Friday, 13 March 2009

Spectacles Of Our Time

Rod Liddle is on masterful form:

“It is the hallmark of the Myersons’ incalculably selfish and feckless generation, perhaps the worst generation we have ever witnessed in this country. Both Julie and Jonathan were born in 1960 (as was I, incidentally).

This is the generation which has managed to spend the hard-earned cash built up over years by its parents and also has busied itself spending any possible inheritance to its children. A generation which takes but will not give. The money spent uselessly on divorces, or serial monogamy, or holidays, or consumer durables.

A generation deprived of genuine hardship and poverty and cosseted by a liberal theology which insisted, at every turn — no, go on, do your own thing, whatever that is, and let there be no recriminations.

A generation for whom notions such as discipline, obedience and conformity were not merely antithetical but actually risible.

A generation which inherited the highest standard of living this country has ever enjoyed and thus saw no great problem in simply spending until all the money was gone.

A generation which believes in self-expression and emotional incontinence, which believes it owes nothing to anyone. And nor is it to blame for anything, even when its kids turn out to be real trouble. ”

But this week’s star article in The Spectator is by David Selbourne:

“Labour as a popular movement, as a party, and as the embodiment of an ethic, was destroyed by Blairism.

Labour was not so much modernised as Mandelsonised. With electoral rehabilitation as the prize — today’s Tories beware! — Labour’s old purposes were transformed. This process was driven by the perceived need to shake off its ‘old-fashioned statism’, to ‘go with the flow’ of market forces, and to change Labour’s ‘brand’.

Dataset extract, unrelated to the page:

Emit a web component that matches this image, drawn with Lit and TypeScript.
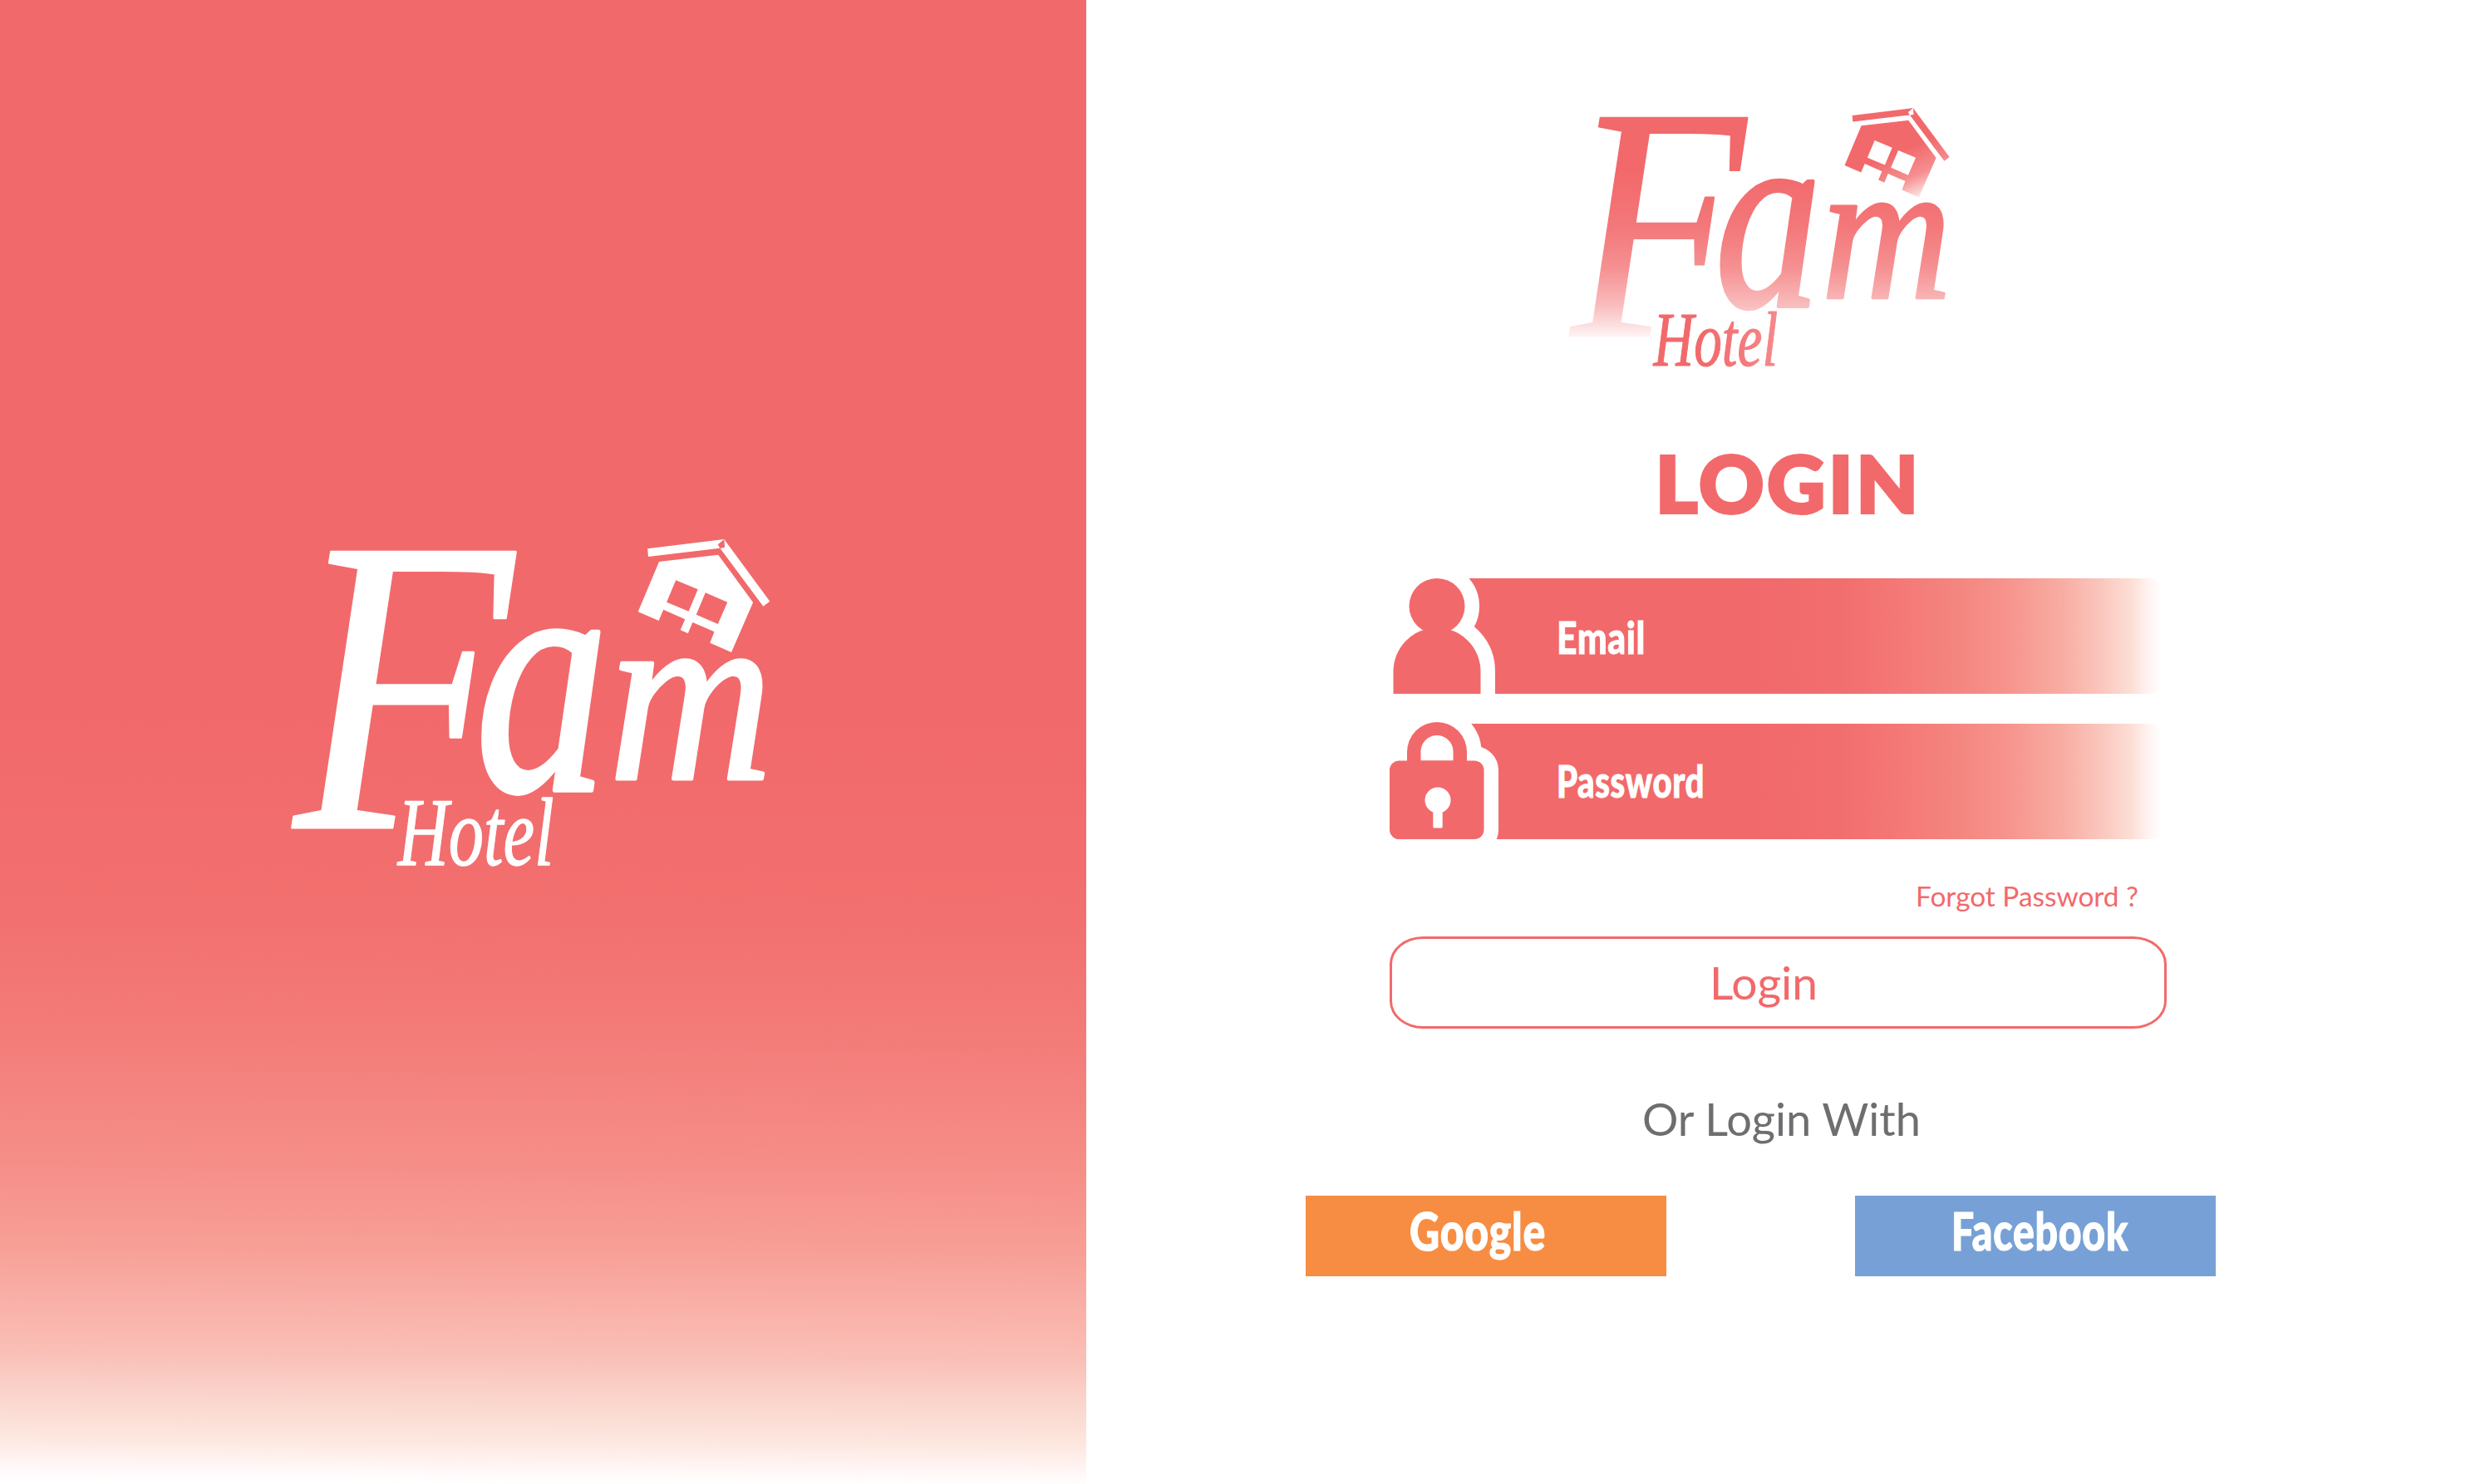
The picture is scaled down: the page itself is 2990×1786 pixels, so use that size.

New Labour’s handlers, some of them ex-Marxists, declared that we were living in ‘post-ideological’ times. Producer interests — code for what used to be called the working class — had become a political albatross. Donkey-jackets and proletarian vowel-sounds were out, sleek haircuts and rimless specs were in. The citizen had been replaced by the consumer, and the political realm was to be treated as a marketplace like any other.

More important, ‘rebranding’ sidelined many of Labour’s old beliefs in the virtues of community, the dignities of productive work and the ethics of public service. A seedy construct, Blairism nevertheless brought New Labour and its hangers-on office and personal benefit. But it left much of the public domain ransacked and inefficient.”

1 comment:

  1. Oh dear.....Rod Liddle.
    Its always disconcerting when someone I find repulsive says things with which I agree.
    Liddle ex Socialist Worker and Labour Party moderniser himself, he probably knows as much about New Labour as anyone.
    This of course would be the same Mr Liddle who left his wife alone on honeymoon so that he could console his mistress, one of the Moncktons.
    And isnt he the same Rod Liddle who was charged and cautioned over assulting Ms Monckton.
    Not my favourite person.
    But even Rod Liddle can say something sensible.